FEMA research on benefit-cost ratios provides guidance on prioritizing improvements. Riverine flood mitigation measures return $7 for every $1 invested. Construction exceeding International Code Council standards delivers $4 in benefits for each dollar spent.

Developers conducting due diligence on projects in high-risk areas should evaluate:

  1. Local code vintage and how current requirements compare to the latest model codes, since many jurisdictions lag several code cycles behind
  2. Insurance carrier requirements that may exceed code minimums, as underwriters restrict coverage in disaster-prone zones
  3. Exit valuation impacts from buyers who increasingly factor insurability and resilience into purchase decisions
  4. Reconstruction cost comparisons between enhanced upfront investment and potential total loss scenarios

Resilient construction protects both individual investments and broader community interests. Colorado became one of only a handful of states to adopt statewide wildfire building codes in July 2025, following analysis showing homes built to these standards survive at dramatically higher rates.

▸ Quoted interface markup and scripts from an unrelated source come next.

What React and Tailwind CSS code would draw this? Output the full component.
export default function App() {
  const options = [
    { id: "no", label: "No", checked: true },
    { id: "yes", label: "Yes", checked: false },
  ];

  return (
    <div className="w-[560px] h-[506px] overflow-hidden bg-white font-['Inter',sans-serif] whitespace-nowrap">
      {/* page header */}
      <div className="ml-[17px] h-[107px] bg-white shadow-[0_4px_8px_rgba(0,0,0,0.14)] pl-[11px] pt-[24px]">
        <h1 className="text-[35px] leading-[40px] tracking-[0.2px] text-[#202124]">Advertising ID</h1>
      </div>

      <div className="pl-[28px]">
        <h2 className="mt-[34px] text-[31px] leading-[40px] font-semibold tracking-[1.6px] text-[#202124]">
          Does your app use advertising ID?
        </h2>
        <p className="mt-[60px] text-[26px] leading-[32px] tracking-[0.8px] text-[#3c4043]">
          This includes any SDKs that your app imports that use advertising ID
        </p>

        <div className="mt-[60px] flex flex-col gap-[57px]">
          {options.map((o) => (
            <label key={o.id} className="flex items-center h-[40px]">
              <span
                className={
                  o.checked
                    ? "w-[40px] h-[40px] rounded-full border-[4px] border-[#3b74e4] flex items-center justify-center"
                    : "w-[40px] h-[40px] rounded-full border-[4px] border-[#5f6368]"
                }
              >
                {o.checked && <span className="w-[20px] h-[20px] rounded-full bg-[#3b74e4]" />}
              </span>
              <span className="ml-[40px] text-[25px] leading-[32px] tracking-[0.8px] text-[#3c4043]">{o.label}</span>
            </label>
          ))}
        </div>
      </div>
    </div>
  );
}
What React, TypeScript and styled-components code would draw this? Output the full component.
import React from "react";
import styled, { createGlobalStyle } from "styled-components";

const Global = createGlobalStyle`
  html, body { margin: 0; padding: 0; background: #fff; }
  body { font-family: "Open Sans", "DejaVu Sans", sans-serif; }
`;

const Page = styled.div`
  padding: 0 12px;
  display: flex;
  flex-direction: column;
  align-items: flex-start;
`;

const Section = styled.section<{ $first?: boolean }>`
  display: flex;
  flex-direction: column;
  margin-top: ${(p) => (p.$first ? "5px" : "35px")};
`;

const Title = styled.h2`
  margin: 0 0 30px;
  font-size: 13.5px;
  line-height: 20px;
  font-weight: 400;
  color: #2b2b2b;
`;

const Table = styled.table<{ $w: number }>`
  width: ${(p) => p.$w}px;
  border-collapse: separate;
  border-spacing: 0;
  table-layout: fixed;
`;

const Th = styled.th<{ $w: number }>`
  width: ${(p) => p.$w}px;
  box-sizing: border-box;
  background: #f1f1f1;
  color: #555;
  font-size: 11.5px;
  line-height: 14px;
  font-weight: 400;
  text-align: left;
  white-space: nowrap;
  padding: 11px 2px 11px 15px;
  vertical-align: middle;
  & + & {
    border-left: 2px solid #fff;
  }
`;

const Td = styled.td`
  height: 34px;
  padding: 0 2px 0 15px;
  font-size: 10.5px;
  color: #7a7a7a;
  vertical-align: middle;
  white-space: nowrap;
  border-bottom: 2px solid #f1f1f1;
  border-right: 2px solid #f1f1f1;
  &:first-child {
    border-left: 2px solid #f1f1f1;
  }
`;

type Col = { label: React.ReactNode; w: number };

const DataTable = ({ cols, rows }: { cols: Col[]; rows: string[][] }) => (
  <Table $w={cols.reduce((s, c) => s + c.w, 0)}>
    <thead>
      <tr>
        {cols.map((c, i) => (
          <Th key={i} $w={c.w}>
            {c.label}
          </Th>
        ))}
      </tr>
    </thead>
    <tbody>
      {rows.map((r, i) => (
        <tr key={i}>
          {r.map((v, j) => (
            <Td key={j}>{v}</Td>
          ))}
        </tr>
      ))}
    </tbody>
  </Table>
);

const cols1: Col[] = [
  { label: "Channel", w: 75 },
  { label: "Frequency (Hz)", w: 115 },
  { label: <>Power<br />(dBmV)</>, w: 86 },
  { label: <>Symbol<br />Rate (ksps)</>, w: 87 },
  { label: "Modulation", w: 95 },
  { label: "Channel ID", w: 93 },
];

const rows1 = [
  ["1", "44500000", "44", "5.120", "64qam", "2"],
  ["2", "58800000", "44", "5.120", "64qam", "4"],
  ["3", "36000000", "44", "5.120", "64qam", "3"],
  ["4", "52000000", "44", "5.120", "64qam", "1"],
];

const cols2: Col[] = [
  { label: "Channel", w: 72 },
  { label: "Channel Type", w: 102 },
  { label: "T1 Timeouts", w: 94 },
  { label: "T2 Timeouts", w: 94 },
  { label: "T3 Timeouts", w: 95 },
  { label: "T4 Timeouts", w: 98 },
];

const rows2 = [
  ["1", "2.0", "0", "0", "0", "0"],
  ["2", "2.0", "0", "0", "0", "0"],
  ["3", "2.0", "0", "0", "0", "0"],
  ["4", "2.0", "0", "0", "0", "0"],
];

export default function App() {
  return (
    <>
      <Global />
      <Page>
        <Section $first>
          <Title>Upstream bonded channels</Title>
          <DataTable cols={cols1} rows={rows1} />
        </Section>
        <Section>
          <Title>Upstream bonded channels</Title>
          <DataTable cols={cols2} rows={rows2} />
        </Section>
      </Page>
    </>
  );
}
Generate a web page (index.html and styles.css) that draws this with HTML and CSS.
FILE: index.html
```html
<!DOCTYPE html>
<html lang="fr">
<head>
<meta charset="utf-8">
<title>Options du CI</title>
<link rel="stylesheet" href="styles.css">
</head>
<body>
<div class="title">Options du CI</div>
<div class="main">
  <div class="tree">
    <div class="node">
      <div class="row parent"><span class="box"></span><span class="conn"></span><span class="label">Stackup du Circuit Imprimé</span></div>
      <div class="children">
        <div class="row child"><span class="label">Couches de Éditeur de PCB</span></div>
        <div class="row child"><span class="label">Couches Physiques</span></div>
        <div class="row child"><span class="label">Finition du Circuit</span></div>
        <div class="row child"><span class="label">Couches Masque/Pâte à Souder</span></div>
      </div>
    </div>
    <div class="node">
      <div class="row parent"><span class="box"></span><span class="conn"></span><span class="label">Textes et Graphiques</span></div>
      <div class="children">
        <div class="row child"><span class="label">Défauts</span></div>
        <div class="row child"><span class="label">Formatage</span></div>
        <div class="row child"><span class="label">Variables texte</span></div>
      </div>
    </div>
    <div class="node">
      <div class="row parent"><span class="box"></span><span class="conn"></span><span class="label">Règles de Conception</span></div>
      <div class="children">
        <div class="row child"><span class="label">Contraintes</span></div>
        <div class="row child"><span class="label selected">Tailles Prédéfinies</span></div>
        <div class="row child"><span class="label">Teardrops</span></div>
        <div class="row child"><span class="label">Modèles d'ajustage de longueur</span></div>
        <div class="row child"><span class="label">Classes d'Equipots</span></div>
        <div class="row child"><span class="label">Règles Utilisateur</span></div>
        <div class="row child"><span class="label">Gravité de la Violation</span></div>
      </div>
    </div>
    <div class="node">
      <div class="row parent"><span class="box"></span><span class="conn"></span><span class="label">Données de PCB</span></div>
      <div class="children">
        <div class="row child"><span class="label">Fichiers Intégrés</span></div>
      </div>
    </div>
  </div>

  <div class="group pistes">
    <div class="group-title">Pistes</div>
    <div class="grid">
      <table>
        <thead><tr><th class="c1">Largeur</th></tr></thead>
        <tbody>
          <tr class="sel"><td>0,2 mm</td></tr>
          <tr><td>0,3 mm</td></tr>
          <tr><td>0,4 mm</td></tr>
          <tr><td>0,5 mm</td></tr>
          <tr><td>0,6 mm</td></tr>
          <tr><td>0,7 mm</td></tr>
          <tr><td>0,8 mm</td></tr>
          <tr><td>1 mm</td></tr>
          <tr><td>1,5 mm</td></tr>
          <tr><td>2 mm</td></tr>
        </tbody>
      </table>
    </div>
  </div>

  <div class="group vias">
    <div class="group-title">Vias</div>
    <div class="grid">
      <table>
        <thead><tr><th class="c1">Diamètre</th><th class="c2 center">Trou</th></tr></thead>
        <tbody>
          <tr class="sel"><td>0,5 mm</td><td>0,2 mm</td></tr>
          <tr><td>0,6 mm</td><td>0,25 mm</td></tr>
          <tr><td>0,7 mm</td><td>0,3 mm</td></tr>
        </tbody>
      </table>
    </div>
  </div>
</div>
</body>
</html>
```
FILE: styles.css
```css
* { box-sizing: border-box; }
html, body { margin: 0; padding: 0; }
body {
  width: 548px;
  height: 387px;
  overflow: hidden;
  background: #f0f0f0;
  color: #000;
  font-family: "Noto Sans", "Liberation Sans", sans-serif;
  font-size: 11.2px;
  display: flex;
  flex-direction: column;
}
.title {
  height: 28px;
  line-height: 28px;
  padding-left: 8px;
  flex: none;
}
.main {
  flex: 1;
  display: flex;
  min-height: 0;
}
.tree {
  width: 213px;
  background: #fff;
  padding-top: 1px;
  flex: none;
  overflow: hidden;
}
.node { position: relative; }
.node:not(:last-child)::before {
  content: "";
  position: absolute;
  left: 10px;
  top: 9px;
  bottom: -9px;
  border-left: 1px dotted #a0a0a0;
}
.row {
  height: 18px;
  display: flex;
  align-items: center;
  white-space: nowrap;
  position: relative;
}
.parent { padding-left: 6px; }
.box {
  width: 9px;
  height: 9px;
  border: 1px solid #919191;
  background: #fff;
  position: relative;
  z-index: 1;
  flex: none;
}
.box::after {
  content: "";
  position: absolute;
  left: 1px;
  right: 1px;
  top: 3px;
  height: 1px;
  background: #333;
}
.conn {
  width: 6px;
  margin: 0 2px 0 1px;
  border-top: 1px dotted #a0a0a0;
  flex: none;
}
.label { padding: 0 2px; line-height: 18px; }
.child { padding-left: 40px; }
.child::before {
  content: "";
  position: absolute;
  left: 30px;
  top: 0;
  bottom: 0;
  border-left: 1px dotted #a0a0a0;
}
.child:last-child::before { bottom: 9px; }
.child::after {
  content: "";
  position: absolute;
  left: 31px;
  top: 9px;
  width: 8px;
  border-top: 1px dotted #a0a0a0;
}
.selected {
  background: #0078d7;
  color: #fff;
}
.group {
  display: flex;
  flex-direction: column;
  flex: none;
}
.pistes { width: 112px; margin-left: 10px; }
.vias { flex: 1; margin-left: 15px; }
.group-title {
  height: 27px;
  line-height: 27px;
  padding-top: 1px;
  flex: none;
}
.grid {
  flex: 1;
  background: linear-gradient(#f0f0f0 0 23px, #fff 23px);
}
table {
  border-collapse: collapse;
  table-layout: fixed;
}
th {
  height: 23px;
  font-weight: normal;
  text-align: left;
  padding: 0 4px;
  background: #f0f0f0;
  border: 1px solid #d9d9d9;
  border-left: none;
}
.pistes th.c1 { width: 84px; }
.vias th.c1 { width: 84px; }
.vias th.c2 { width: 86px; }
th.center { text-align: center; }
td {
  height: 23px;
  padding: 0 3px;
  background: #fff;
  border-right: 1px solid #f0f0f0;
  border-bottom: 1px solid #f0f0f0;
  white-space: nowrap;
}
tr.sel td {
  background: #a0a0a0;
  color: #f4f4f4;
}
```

The Gap Between Code and Reality

Building codes are updated on three-year cycles. Disasters don’t wait for committee schedules.

California adopted Chapter 7A wildfire standards in 2008. Seventeen years later, the January 2025 Los Angeles fires destroyed thousands of homes built before those standards existed. The code worked for properties constructed under it. The code couldn’t protect the vast housing stock that predated it.

This lag defines the challenge for developers working in disaster-prone markets. Codes reflect lessons from past events. Properties built today will face future events that codes haven’t yet anticipated.

“So I am a true believer in doing things well for the art of doing them well and doing them right for the art of doing them right,” Robert Balzebre said. “And that in the end is actually a money saver.”

The developers who treat code as a starting point rather than a finish line build projects designed for conditions that haven’t arrived yet. Their competitors build for yesterday’s disasters and hope tomorrow’s are no worse.